Injectable Biomaterial Regenerates Tissue In Traumatic Brain Injury

According to a recent study led by a Clemson University bioengineer, an injectable biomaterial gel may help brain tissue grow at the site of a traumatic brain injury.

This new research reveals that a biomaterial gel—which is made up of both synthetic and natural sources—shows promise in spurring the growth of a patient’s own neural stem cells thereby structurally repairing the brain injury site.

In earlier studies, researchers have demonstrated the renewal of a whole vascular network at the injury site as a preliminary step toward brain tissue regeneration.

This study, one of the very few in traumatic brain injury research to attempt to regenerate tissues using tissue engineering, involved the testing of animals, yet the researchers believe this procedure will be ready for human trials in the coming years.

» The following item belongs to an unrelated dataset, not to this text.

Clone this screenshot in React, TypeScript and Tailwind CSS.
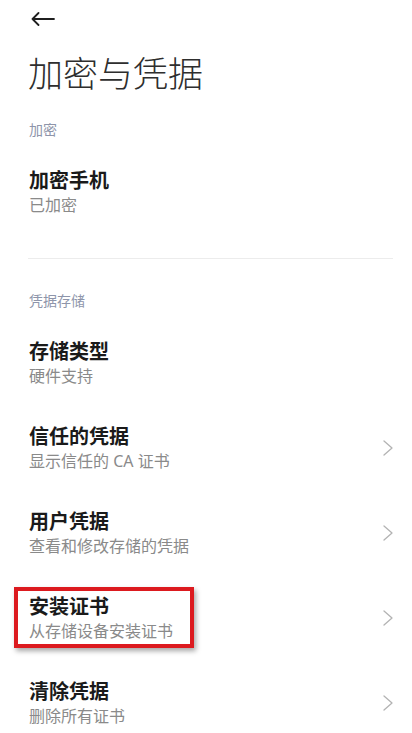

According to researchers, current approaches to traumatic brain injury treatment are limited in their success, as they focus on managing the primary injury though treatments such as hypothermia or neuroprotection.  However, this new procedure would aid the brain in regenerating new healthy brain issue at the site of injury.

This research is funded by the US Department of Defense and has been presented at a Military Research Forum.  The military is invested in such research because traumatic brain injuries are on the rise among those serving in combat, both in Iraq and Afghanistan.  In fact, some say traumatic brain injury is one of the most common injuries afflicting those serving in our armed forces today.